I tried also Draw.MolToQPixmap, but there I experienced that of the atom labels are misaligned and so far I learnt that the reason is the difficulty to make this cross-platform consistent and furthermore Draw.MolToPixmap uses old drawing code. I should use e.g. Draw.MolToImage instead. But there similar like with Draw.MolToFile the font size is simply too small. I'm not sure whether this is a cross-platform issue as well (I'm on Win10). So, the solution would be to simply set the fontsize, but how?
I know that there is a RDKit mailing list where I asked this question already without an answer so far. Here on SO, there is maybe a broader audience and I can attach images for illustration.
Code:
from rdkit import Chem
from rdkit.Chem import Draw
smiles = ' FC1OC2N3C4[Si]5=C6B7C(C=CC6=CC4=CC2=CC1)C=CC=C7C=C5C=C3'
mol = Chem.MolFromSmiles(smiles)
img = Draw.MolToFile(mol,"Test.png",size=(300,150))
Result: (using Draw.MolToFile, alignment ok, but too small atom labels)
Result: (using Draw.MolToQPixmap, misaligned and/or font too large for small pictures)
Edit: (with the suggestion of #Oliver Scott)
I get 3 times the same output with the same fontsize. I must be a stupid mistake or misunderstanding somewhere.
Code:
from rdkit.Chem.Draw import rdMolDraw2D
from rdkit import Chem
smiles = 'FC1OC2N3C4[Si]5=C6B7C(C=CC6=CC4=CC2=CC1)C=CC=C7C=C5C=C3'
mol = Chem.MolFromSmiles(smiles)
def drawMyMol(fname, myFontSize):
d = rdMolDraw2D.MolDraw2DCairo(350, 300)
d.SetFontSize(myFontSize)
print(d.FontSize())
d.DrawMolecule(mol)
d.FinishDrawing()
d.WriteDrawingText(fname)
drawMyMol("Test1.png", 6)
drawMyMol("Test2.png", 12)
drawMyMol("Test3.png", 24)
Result:
6.0
12.0
24.0

The newer RDKit drawing code is more flexible than these older functions. Try using the rdMolDraw2D drawing code. You can set the options for drawing as below. The documentation has a list of the available options:
from rdkit.Chem.Draw import rdMolDraw2D
from rdkit import Chem
smiles = 'FC1OC2N3C4[Si]5=C6B7C(C=CC6=CC4=CC2=CC1)C=CC=C7C=C5C=C3'
mol = Chem.MolFromSmiles(smiles)
# Do the drawing.
d = rdMolDraw2D.MolDraw2DCairo(350, 300)
d.drawOptions().minFontSize = 22
d.DrawMolecule(mol)
d.FinishDrawing()
d.WriteDrawingText('test.png')
The default minimum font size is 12 and the max is 40.
Result:
To get into a PIL image you could do it like this:
from PIL import Image
import io
# Change the last line of the above to get a byte string.
png = d.GetDrawingText()
# Now read into PIL.
img = Image.open(io.BytesIO(png))
# Now you can do whatever you need to do with the PIL image.

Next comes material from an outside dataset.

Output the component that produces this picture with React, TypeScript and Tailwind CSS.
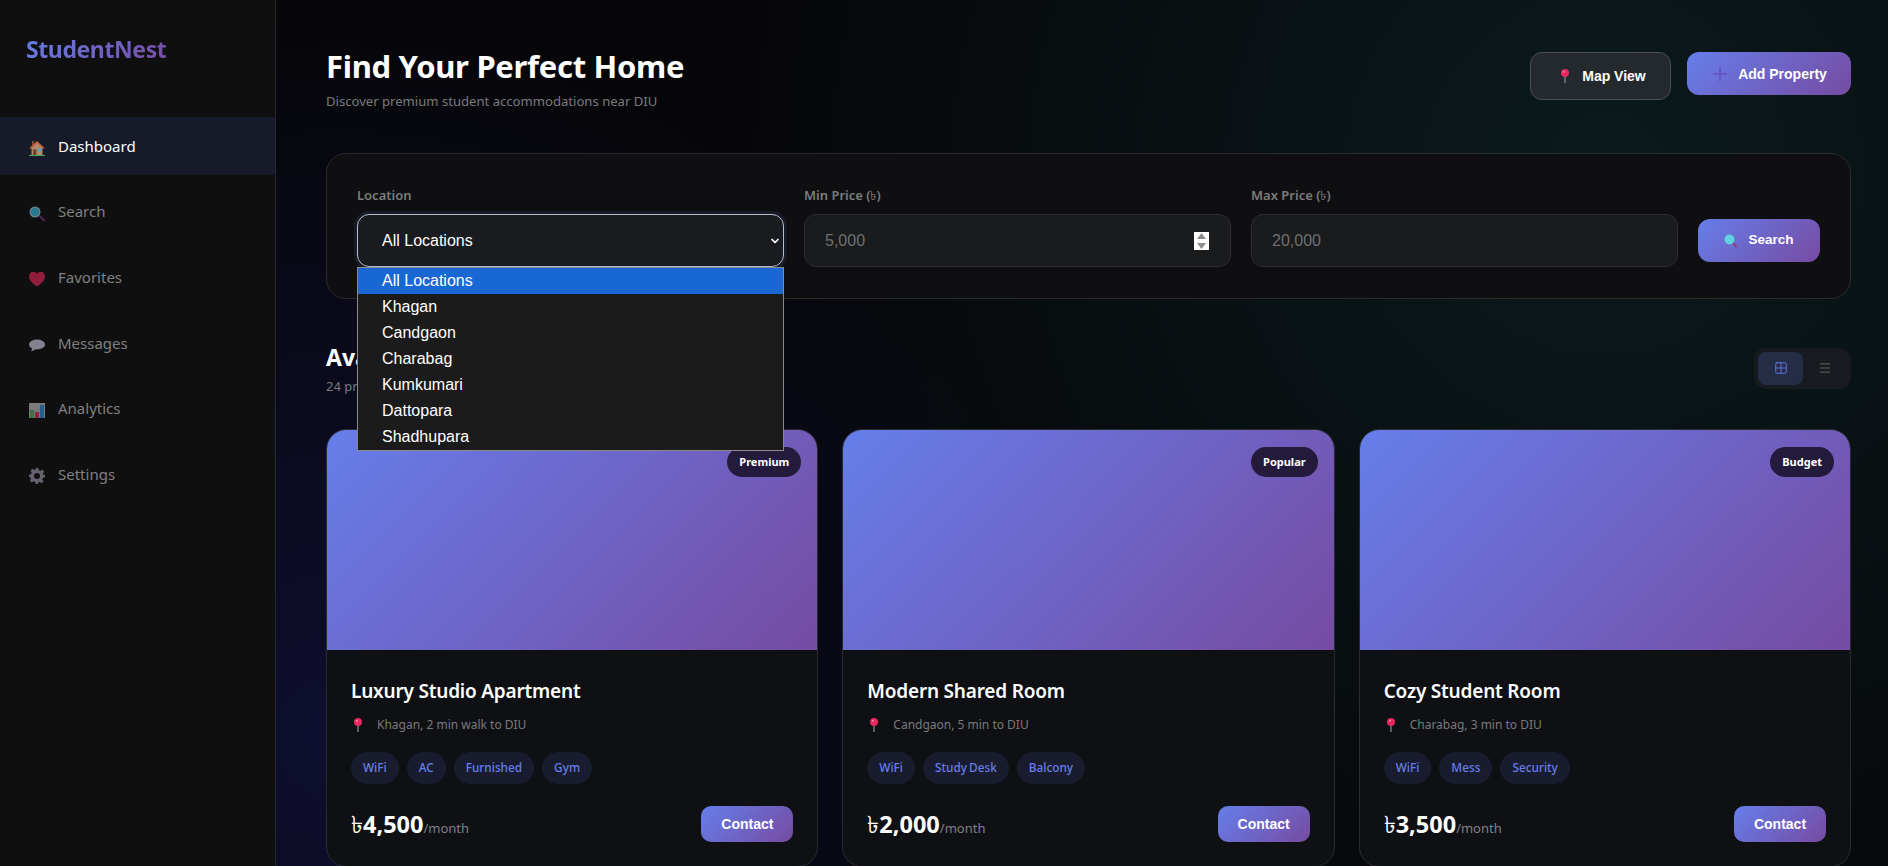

Thanks to the help of #Oliver Scott, I finally got what I was looking for:
Apparently, the font size is relative (default 0.5), not absolute in points, at least in RDKit 2020.03, which I am using. Maybe this has changed in RDKit 2020.09?
Code: (to get PNGs files)
from rdkit.Chem.Draw import rdMolDraw2D
from rdkit import Chem
smiles = 'FC1OC2N3C4[Si]5=C6B7C(C=CC6=CC4=CC2=CC1)C=CC=C7C=C5C=C3'
mol = Chem.MolFromSmiles(smiles)
def myMolToPNG(fname, myFontSize):
d = rdMolDraw2D.MolDraw2DCairo(350, 300)
d.SetFontSize(myFontSize)
d.DrawMolecule(mol)
d.FinishDrawing()
d.WriteDrawingText(fname)
myMolToPNG("Test1.png", 0.5)
myMolToPNG("Test2.png", 1.0)
myMolToPNG("Test3.png", 1.5)
Result:
Code: (to get a QPixmap, e.g for a PyQt QTableWidget)
from rdkit.Chem.Draw import rdMolDraw2D
from rdkit import Chem
from PyQt5.QtGui import QPixmap
smiles = 'FC1OC2N3C4[Si]5=C6B7C(C=CC6=CC4=CC2=CC1)C=CC=C7C=C5C=C3'
mol = Chem.MolFromSmiles(smiles)
def myMolToQPixmap(myFontSize):
d = rdMolDraw2D.MolDraw2DCairo(350, 300)
d.SetFontSize(myFontSize)
d.DrawMolecule(mol)
d.FinishDrawing()
png = d.GetDrawingText()
pixmap = QPixmap()
pixmap.loadFromData(png)
return pixmap

You can use SetPreferCoordGen and Compute2DCoords.
from rdkit import Chem
from rdkit.Chem import Draw
from rdkit.Chem import rdDepictor
rdDepictor.SetPreferCoordGen(True)
smiles = 'FC1OC2N3C4[Si]5=C6B7C(C=CC6=CC4=CC2=CC1)C=CC=C7C=C5C=C3'
mol = Chem.MolFromSmiles(smiles)
rdDepictor.Compute2DCoords(mol)
PILmol = Draw.MolToImage(mol, size=(300,150))
You get this PIL Image
Works in 2020.09, but I did not test it in 2020.03.

Related

Image recognition difficulties with OCR - reading numbers from a picture

I am trying to develop a python script which can read numbers from pictures, to be more exact I am trying to get the gas consumption. The numbers' locations are always the same. There are two "types" of pics, bright and dark. (I am taking photos every 10 mins so I have a lot of examples if needed)
I would like to get as a result 8 digits. e.g. 10974748 (from the dark pic)
I am mainly using Pytesseract and OpenCV2.
So far the best solution seemes to be that first I crop the needed part of the picture than I use pytesseract.image_to_string() with config = --psm 7. But unfortunately it is really not a reliable solution, it can not recognize the same digit combinations when there were no consumption but photos were taken.
import cv2
import numpy as np
import os
import pytesseract
pytesseract.pytesseract.tesseract_cmd = r"C:\Program Files\Tesseract-OCR\tesseract"
directory = r"C:\Users\user\Desktop\test_pcs\test"
for image in os.listdir(directory):
OriginalImagePath = os.path.join(directory, image)
OriginalImage = cv2.imread(OriginalImagePath)
x_start, y_start = int(1110), int(445)
x_end, y_end = int(1690), int(520)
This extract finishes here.